▼▼▼

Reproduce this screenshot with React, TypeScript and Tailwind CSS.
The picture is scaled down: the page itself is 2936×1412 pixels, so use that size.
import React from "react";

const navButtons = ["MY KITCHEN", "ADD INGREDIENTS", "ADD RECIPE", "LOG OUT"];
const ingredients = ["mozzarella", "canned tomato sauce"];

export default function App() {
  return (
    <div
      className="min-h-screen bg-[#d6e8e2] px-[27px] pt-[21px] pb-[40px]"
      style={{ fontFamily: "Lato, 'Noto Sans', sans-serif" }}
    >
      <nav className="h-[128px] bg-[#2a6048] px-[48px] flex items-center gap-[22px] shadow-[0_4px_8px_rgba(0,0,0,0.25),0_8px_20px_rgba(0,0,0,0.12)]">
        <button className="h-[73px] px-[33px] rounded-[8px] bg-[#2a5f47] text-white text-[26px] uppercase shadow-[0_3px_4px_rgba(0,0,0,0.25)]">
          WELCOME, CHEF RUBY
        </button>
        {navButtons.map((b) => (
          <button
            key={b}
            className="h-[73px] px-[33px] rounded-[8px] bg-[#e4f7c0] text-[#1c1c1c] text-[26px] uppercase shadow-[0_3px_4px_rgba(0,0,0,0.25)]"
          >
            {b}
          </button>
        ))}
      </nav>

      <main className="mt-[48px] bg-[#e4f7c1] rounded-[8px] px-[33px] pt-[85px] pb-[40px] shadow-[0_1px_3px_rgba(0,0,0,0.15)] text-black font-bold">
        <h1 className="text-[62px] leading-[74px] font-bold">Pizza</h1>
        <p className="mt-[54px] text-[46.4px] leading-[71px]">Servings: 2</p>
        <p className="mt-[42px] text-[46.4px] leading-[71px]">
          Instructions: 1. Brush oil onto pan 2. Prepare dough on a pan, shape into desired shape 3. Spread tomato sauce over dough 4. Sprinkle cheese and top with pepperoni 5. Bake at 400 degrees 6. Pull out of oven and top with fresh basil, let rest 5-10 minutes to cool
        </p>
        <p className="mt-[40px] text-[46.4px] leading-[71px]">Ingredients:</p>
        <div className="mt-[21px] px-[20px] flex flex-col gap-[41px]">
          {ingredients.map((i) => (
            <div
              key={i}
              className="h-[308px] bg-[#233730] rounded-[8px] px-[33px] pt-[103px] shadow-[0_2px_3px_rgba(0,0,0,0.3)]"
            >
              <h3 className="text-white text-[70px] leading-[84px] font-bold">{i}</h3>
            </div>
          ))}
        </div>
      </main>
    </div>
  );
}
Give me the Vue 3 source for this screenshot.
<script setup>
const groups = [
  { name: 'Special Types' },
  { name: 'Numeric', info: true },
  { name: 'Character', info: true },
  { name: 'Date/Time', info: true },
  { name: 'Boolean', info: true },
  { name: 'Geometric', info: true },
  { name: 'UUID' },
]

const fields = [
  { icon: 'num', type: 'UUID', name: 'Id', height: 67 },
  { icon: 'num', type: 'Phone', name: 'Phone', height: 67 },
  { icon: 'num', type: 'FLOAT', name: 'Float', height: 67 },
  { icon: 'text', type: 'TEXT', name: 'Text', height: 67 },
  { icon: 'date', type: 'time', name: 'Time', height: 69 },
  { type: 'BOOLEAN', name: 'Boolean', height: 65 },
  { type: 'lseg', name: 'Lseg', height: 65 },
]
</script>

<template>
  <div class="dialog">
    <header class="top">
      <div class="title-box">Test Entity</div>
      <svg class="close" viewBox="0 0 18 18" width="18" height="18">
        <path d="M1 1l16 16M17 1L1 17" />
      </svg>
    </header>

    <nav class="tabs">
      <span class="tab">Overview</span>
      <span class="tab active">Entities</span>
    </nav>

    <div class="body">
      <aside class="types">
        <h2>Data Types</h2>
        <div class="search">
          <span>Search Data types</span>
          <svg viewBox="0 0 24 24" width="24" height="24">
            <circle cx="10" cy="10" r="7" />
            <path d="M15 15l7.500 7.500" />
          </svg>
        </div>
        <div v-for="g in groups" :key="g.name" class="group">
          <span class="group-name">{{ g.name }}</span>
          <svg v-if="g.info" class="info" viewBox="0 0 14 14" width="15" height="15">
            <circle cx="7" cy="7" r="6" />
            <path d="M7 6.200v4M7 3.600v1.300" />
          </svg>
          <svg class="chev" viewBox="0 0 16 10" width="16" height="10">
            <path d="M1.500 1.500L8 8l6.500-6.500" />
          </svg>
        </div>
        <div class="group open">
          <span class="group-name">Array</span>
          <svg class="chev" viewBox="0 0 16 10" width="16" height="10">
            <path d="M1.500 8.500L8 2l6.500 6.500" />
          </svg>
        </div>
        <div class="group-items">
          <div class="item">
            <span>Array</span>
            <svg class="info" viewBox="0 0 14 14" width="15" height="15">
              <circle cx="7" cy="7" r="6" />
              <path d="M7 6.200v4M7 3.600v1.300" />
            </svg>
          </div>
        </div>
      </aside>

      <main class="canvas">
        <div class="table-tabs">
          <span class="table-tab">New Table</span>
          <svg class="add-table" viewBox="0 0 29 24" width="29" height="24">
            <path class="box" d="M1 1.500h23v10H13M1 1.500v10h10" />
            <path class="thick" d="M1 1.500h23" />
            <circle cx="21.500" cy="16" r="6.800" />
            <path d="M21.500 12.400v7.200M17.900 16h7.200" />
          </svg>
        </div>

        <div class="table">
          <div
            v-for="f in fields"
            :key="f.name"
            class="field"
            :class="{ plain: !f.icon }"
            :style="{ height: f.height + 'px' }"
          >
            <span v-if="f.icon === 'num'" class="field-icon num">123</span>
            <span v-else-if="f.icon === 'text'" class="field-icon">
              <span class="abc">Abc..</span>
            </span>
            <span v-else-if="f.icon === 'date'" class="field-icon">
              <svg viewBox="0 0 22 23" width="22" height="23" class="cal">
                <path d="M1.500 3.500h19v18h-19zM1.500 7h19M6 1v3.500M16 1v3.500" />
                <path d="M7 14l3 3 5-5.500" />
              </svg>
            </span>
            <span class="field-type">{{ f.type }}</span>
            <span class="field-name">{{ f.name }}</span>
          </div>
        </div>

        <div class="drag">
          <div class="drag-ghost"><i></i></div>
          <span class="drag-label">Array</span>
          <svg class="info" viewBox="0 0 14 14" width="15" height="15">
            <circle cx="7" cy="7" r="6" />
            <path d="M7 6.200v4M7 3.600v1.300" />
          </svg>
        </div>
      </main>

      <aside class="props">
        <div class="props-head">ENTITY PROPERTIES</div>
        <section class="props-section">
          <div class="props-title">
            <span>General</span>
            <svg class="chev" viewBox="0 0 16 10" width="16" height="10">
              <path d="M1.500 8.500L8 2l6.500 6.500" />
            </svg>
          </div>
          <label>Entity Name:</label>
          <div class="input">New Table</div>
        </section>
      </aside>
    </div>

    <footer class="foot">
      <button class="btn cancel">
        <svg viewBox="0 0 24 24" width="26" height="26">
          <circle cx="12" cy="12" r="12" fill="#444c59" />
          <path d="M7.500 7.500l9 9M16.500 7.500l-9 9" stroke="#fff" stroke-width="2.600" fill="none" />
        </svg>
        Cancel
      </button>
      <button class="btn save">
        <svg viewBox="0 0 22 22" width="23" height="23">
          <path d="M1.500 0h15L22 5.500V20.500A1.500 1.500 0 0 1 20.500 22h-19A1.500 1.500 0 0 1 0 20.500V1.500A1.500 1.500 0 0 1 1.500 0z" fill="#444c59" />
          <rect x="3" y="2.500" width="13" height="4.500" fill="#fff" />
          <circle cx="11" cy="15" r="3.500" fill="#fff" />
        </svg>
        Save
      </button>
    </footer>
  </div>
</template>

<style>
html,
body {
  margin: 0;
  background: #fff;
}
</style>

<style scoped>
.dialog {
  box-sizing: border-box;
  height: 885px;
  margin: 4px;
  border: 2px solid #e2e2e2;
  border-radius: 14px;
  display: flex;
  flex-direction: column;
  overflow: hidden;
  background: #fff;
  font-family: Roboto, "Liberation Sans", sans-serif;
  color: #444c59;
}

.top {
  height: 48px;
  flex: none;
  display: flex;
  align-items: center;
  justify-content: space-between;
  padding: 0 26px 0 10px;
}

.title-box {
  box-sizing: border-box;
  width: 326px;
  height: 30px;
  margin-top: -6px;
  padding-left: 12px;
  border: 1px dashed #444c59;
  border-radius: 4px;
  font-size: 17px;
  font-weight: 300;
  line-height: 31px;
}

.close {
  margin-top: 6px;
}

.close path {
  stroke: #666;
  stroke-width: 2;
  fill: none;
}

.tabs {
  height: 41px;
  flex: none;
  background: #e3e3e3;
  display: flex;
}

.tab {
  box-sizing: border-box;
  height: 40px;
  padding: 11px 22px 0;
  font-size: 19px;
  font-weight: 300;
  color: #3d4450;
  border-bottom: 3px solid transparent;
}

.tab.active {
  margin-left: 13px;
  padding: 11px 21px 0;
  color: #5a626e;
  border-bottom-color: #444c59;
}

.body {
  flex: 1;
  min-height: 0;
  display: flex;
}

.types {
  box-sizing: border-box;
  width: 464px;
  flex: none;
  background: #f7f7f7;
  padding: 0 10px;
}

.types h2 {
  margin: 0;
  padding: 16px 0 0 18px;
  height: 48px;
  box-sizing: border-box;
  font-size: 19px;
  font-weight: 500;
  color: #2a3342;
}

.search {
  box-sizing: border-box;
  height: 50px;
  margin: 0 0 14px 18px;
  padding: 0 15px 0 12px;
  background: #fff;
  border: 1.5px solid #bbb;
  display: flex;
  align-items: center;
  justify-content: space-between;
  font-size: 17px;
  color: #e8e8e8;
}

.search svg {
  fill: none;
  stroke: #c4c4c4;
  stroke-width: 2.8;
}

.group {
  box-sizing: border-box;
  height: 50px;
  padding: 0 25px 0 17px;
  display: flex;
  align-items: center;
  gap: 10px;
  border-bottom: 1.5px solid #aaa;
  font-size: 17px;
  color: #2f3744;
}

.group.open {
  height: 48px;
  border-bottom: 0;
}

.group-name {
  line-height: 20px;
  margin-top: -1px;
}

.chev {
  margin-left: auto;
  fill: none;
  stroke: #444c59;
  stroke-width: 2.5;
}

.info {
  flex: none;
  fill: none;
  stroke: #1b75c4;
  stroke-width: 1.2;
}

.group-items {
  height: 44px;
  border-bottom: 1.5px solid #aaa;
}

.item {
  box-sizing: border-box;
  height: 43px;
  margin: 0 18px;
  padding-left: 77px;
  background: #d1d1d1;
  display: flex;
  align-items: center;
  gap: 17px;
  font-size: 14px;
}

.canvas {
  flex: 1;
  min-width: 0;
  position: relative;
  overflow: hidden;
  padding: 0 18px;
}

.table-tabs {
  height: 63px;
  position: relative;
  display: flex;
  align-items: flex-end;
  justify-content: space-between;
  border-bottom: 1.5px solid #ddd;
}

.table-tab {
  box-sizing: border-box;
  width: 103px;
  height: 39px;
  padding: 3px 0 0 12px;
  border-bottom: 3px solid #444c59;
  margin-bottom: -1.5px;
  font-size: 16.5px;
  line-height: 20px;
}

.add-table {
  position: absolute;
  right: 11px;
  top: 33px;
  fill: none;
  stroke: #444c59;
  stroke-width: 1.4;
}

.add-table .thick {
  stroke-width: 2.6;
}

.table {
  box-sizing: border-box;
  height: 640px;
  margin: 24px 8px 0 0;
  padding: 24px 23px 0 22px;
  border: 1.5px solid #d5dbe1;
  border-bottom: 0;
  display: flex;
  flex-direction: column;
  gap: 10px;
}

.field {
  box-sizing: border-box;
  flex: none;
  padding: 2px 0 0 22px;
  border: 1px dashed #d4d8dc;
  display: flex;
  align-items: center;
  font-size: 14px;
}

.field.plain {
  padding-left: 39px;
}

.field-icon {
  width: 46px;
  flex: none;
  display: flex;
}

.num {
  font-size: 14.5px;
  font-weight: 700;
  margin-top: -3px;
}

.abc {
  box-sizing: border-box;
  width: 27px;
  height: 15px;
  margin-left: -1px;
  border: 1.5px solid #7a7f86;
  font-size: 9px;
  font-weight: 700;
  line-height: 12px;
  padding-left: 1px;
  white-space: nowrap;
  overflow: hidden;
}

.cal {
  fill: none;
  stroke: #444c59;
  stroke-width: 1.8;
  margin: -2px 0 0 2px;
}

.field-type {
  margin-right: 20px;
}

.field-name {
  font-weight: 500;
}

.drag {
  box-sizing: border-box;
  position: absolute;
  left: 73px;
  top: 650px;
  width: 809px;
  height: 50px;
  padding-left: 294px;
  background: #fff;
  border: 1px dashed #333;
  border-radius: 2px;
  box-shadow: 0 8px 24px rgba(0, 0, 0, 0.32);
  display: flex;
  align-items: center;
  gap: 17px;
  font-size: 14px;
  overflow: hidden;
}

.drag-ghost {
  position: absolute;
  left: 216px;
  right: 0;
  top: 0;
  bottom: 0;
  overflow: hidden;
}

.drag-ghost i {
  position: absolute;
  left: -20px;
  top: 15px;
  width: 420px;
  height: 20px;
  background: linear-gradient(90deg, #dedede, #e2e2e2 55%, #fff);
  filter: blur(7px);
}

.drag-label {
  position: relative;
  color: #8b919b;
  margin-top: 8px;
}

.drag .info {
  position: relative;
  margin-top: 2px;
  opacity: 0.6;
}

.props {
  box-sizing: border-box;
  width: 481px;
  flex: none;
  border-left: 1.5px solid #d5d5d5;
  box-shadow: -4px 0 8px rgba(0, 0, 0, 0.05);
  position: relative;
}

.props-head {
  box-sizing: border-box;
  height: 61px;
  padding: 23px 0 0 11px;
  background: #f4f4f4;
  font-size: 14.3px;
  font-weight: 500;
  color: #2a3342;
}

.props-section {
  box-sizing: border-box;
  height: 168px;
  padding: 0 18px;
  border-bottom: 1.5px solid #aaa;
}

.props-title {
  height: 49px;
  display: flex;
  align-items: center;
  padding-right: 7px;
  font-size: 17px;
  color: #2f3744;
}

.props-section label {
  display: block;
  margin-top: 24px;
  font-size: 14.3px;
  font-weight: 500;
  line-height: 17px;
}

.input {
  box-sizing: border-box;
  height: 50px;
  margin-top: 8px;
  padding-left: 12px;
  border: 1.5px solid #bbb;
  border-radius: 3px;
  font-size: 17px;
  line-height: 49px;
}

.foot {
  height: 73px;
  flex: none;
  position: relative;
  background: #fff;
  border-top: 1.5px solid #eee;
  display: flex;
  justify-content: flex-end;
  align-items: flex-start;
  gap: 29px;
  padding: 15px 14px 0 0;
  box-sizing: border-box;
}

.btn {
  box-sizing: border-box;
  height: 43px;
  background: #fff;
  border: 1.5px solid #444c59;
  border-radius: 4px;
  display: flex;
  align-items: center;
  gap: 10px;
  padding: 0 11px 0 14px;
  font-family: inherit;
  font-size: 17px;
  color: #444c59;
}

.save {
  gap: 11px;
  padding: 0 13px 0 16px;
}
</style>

▲▲▲

• _Exercise_: Beginning at the first line of the records, give again each line exactly as written, ending with the line that contains "import React from".

• _The answer_:
Reproduce this screenshot with React, TypeScript and Tailwind CSS.
The picture is scaled down: the page itself is 2936×1412 pixels, so use that size.
import React from "react";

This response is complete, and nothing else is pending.